The infamous CBGB venue, opened in 1973 by Hilly Kristal in the East Village of New York, was widely regarded as a catalyst for the 1970s New York punk scene. A group of Louisville musicians, including William Benton (Cat Casual), Jonathan Kamer and Billy Bissig (Total Void), Jake Philley (Cereal Glyphs), Andrew Sellers (Andrew Rhinehart) and Michael Powell (Vectortone Productions) will be performing as legendary bands, most of which are associated with CBGB, for a night of Halloween cover sets. We asked them why they chose these particular bands.
Performing in Idiot Box, a tribute to Television
Television is pretty much the New York punk band for me, Both [Tom] Verlaine and [Richard] Lloyd’s guitars were instrumental in my musical education. Television helped me to fall in love with playing the guitar. I really love Verlaine’s lyrics and songwriting. That earliest crop of New York punk — Ramones, Television, Patti Smith, Suicide, Talking Heads, The Voidoids — and on and on — had such a variety of sounds and talents. If only punk rock could have been that diverse from then on. I grew up sheltered and naive and thought that all scenes were like that — then I went out into the world and was subjected to mostly antiseptic personalities of rich kids with top-dollar gear, all trying to sound like a fad and each other. It was a time and a place that was an open canvas. And it was well used. And then there was no-wave… but that’s a whole other Halloween show.
Jonathan Kamer and Billy Bissig
Performing in Sleeveless In Seattle, a tribute to Nirvana
Kamer: CBGB’s hosted what was a catalyst in punk-rock and hardcore music. So many influential bands came out of that era and space. Billy [Bissig], Nick [Bissig], and Eric [McManus] have done Nirvana cover sets in the past and wanted to do it this year for Halloween. It’s usually all members of Trophy Wives, but I guess since I’m now playing in Total Void with Billy and Nick, it just made sense for me to play with them in the Nirvana band.
Bissig: We all listened to them when we were young, and I hope we can do them justice at the show. I learned how to play guitar from listening to Nirvana, they made it seem like anyone could do it, like a lot of post-punk bands did, I just really liked their music — very simple and catchy without being cheesy. They do a lot of vocal harmonies that I’m a sucker for, and it makes it fun to sing with my brother.
Performing in Trouble Boys, a tribute to The Replacements
I love Halloween cover bands and wanted to do one that was easy enough that we could bang it out in a few practices. I love the Replacements, and they have the added bonus of being notoriously sloppy live, so if we mess things up, it will still probably be better than some of their performances. Lastly, my girlfriend and I have an anniversary coming up this month, and The Replacements is her favorite band.
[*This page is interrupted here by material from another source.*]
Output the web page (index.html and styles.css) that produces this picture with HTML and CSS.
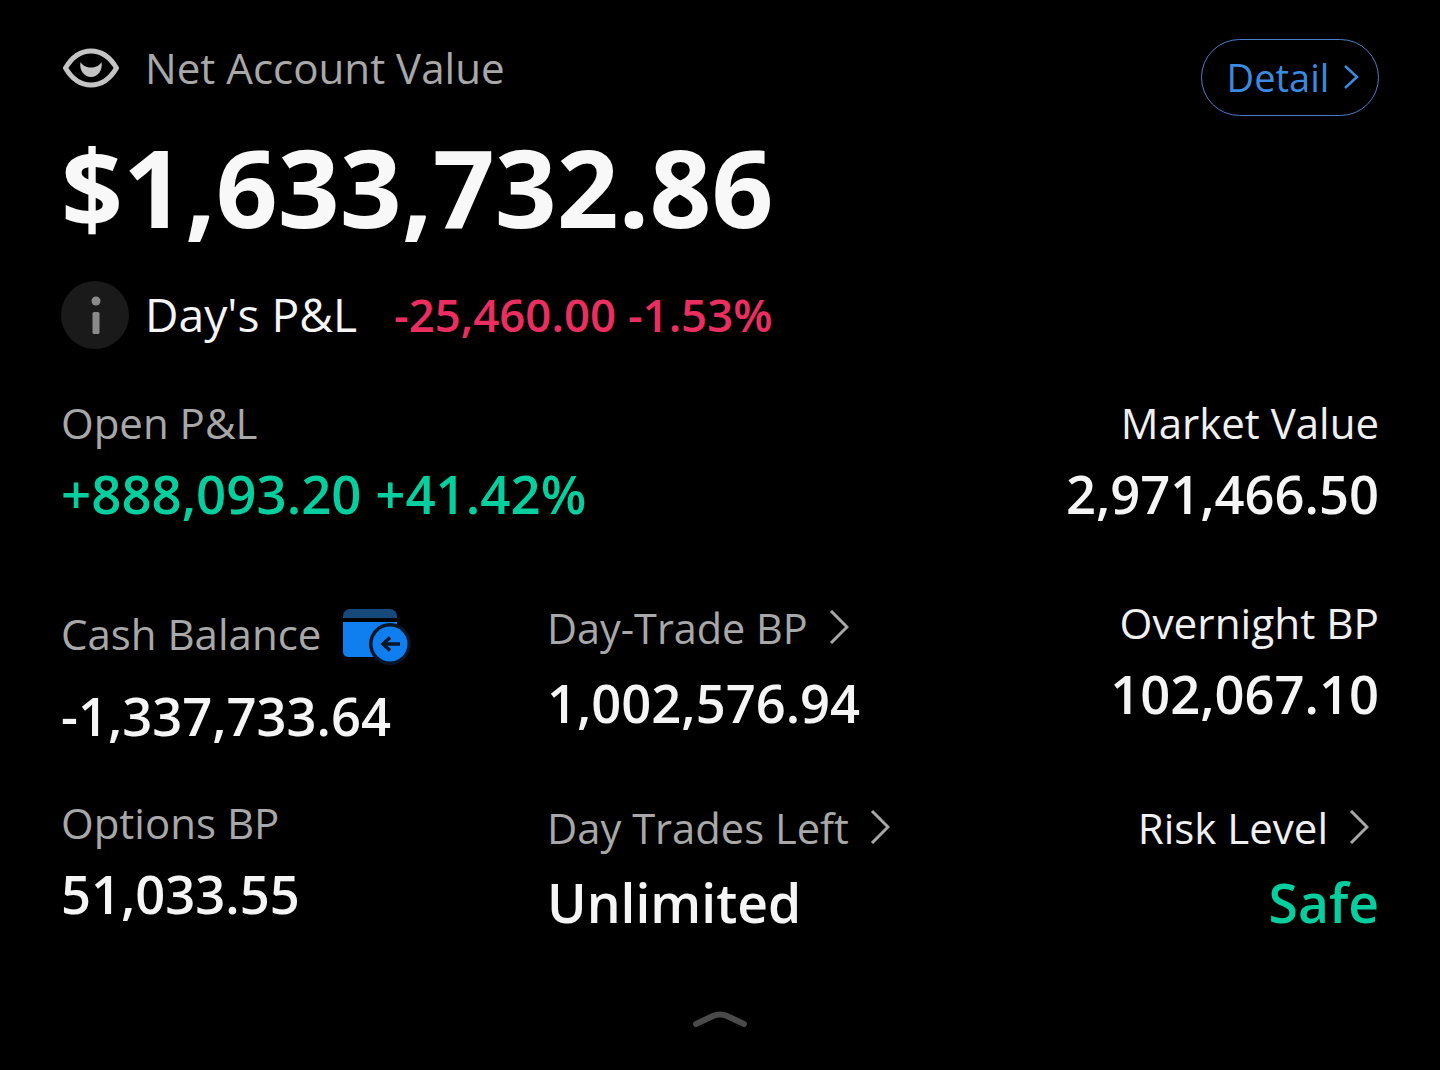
FILE: index.html
```html
<!DOCTYPE html>
<html>

	<head>
		<meta charset="utf-8" />
		<title>Net Account Value</title>
		<link rel="stylesheet" href="styles.css">
	</head>

	<body>
		<div class="card">
			<div class="top">
				<div class="net">
					<svg class="eye" width="56" height="40" viewBox="0 0 56 40">
						<path d="M2.500 20C9 9 18 3 28 3S47 9 53.500 20C47 31 38 37 28 37S9 31 2.500 20Z" fill="none" stroke="#c4c4c4" stroke-width="5" stroke-linejoin="round" />
						<path d="M17.500 14C20 18 23.500 19.500 28 19.500S36 18 38.500 14C40 22 35 29 28 29S16 22 17.500 14Z" fill="#c4c4c4" />
					</svg>
					<span class="net-label">Net Account Value</span>
				</div>
				<a href="#" class="detail">Detail
					<svg width="16" height="26" viewBox="0 0 16 26"><path d="M2 2L14 13L2 24" fill="none" stroke="#3a8ae0" stroke-width="2.500" /></svg>
				</a>
			</div>

			<div class="total">$1,633,732.86</div>

			<div class="day">
				<span class="info">
					<svg width="12" height="38" viewBox="0 0 12 38">
						<circle cx="6" cy="5" r="4.500" fill="#8a8a8a" />
						<rect x="2.500" y="16" width="7" height="22" rx="1.500" fill="#8a8a8a" />
					</svg>
				</span>
				<span class="day-label">Day's P&amp;L</span>
				<span class="day-value">-25,460.00 -1.53%</span>
			</div>

			<div class="open">
				<div>
					<div class="label">Open P&amp;L</div>
					<div class="value green open-value">+888,093.20 +41.42%</div>
				</div>
				<div class="right">
					<div class="label white">Market Value</div>
					<div class="value">2,971,466.50</div>
				</div>
			</div>

			<div class="grid">
				<div class="cell cash">
					<div class="label">Cash Balance
						<svg class="wallet" width="68" height="54" viewBox="0 -1 68 54">
							<path d="M1 10V8a7 7 0 0 1 7-7h40a7 7 0 0 1 7 7v2Z" fill="#174a7a" />
							<path d="M1 14h54v35H6a5 5 0 0 1-5-5Z" fill="#0f7fef" />
							<circle cx="48" cy="36" r="21" fill="#071526" />
							<circle cx="48" cy="36" r="17.500" fill="#0f7fef" />
							<path d="M58 36H42M48 29.500L41 36L48 42.500" fill="none" stroke="#071526" stroke-width="3.500" />
						</svg>
					</div>
					<div class="value">-1,337,733.64</div>
				</div>
				<div class="cell trade">
					<div class="label">Day-Trade BP
						<svg class="chev" width="20" height="36" viewBox="0 0 20 36"><path d="M2 2L18 18L2 34" fill="none" stroke="#a8a8a8" stroke-width="3" /></svg>
					</div>
					<div class="value">1,002,576.94</div>
				</div>
				<div class="cell right overnight">
					<div class="label white">Overnight BP</div>
					<div class="value">102,067.10</div>
				</div>
				<div class="cell options">
					<div class="label">Options BP</div>
					<div class="value">51,033.55</div>
				</div>
				<div class="cell trades-left">
					<div class="label">Day Trades Left
						<svg class="chev" width="20" height="36" viewBox="0 0 20 36"><path d="M2 2L18 18L2 34" fill="none" stroke="#a8a8a8" stroke-width="3" /></svg>
					</div>
					<div class="value big">Unlimited</div>
				</div>
				<div class="cell right risk">
					<div class="label white">Risk Level
						<svg class="chev" width="20" height="36" viewBox="0 0 20 36"><path d="M2 2L18 18L2 34" fill="none" stroke="#a8a8a8" stroke-width="3" /></svg>
					</div>
					<div class="value big green">Safe</div>
				</div>
			</div>

			<div class="collapse">
				<svg width="58" height="20" viewBox="0 0 58 20"><path d="M5 16L22 8Q29 5 36 8L53 16" fill="none" stroke="#4a4a4a" stroke-width="6" stroke-linecap="round" /></svg>
			</div>
		</div>
	</body>

</html>
```

FILE: styles.css
```css
* {
	margin: 0;
	padding: 0;
	box-sizing: border-box;
}

a {
	text-decoration: none;
}

body {
	background: #000;
	font-family: "Open Sans", "Noto Sans", sans-serif;
	color: #f5f5f5;
}

.card {
	width: 1440px;
	height: 1070px;
	padding: 39px 61px 0 61px;
	overflow: hidden;
}

.top {
	display: flex;
	justify-content: space-between;
	align-items: flex-start;
}

.net {
	display: flex;
	align-items: center;
	gap: 26px;
	height: 58px;
}

.eye {
	margin-left: 2px;
}

.net-label {
	margin-top: -1px;
	font-size: 42.100px;
	color: #a8a8a8;
}

.detail {
	display: flex;
	align-items: center;
	justify-content: center;
	gap: 14px;
	width: 178px;
	height: 77px;
	padding: 0 0 2px 6px;
	border: 1.500px solid #4a7ccc;
	border-radius: 39px;
	font-size: 38px;
	color: #3a8ae0;
}

.total {
	margin-top: 7px;
	font-size: 108.400px;
	line-height: 126px;
	font-weight: 700;
	color: #f8f8f8;
}

.day {
	display: flex;
	align-items: center;
	margin-top: 32px;
	height: 68px;
}

.info {
	display: flex;
	align-items: center;
	justify-content: center;
	width: 68px;
	height: 68px;
	border-radius: 50%;
	background: #1a1a1a;
}

.info svg {
	margin-left: 1px;
}

.day-label {
	margin: -2px 0 0 16px;
	font-size: 46.200px;
	color: #f5f5f5;
}

.day-value {
	margin: -2px 0 0 37px;
	font-size: 45.600px;
	font-weight: 600;
	color: #ea2f60;
}

.open {
	display: flex;
	justify-content: space-between;
	margin-top: 46px;
}

.label {
	display: flex;
	align-items: center;
	gap: 21px;
	font-size: 42px;
	line-height: 56px;
	color: #a8a8a8;
}

.white {
	color: #f0f0f0;
}

.value {
	margin-top: 7px;
	font-size: 52.500px;
	line-height: 72px;
	font-weight: 600;
	color: #f5f5f5;
}

.open-value {
	font-size: 52.800px;
}

.big {
	font-size: 53.400px;
	margin-top: 11px;
}

.green {
	color: #06cf9f;
}

.right {
	text-align: right;
}

.right .label {
	justify-content: flex-end;
}

.grid {
	display: grid;
	grid-template-columns: 486px 1fr auto;
	margin-top: 65px;
}

.cell {
	height: 200px;
}

.cash {
	padding-top: 11px;
}

.cash .value {
	margin-top: 18px;
}

.wallet {
	overflow: visible;
}

.chev {
	margin-top: -2px;
}

.trade,
.trades-left,
.risk {
	padding-top: 5px;
}

.trade .label {
	font-size: 41.400px;
}

.trades-left .label {
	font-size: 41.700px;
}

.overnight .label {
	font-size: 42.300px;
}

.trade .value {
	margin-top: 11px;
}

.risk .chev {
	margin-right: 10px;
}

.collapse {
	display: flex;
	justify-content: center;
	margin-top: 13px;
}
```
Andrew Sellers and Michael Powell
Performing in Cheree, a tribute to Suicide
Sellers: Suicide was more of a weird, cerebral, performance art project than a band really, and that seemed intriguing to take on in terms of doing a cover/tribute type thing. I just feel like the whole downtown scene at that time seems magically epic. People like La Monte Young and Lou Reed and Philip Glass and Laurie Anderson and John Lurie and Fab Five Freddy and John Cale and David Byrne and Debbie Harry and Tom Verlaine, et cetera, all mixing together. It just seems like that was one of the coolest and most creatively fruitful and influential artistic gene pool cross-pollinations ever.
Powell: CBGB was the epicenter of the American punk movement that begat everything that happened after that. Alternative and indie rock of the ‘80s and ‘90s owes so much to what Television, Patti Smith, Blondie and Richard Hell were doing. And while it was an incubator for the NYC punk scene, it also was the destination for all the great bands of that era from across the country — Devo, The B52s, The Replacements, of course, many others. I love Suicide, and they’re spooky in that David Lynch sort of way — that warped view of ‘50s Americana fractured through a Eraserhead/Blue Velvet dark prism and this punk-damaged manic rockabilly with an oppressive industrial drum machine. It’s pretty perfect for Halloween.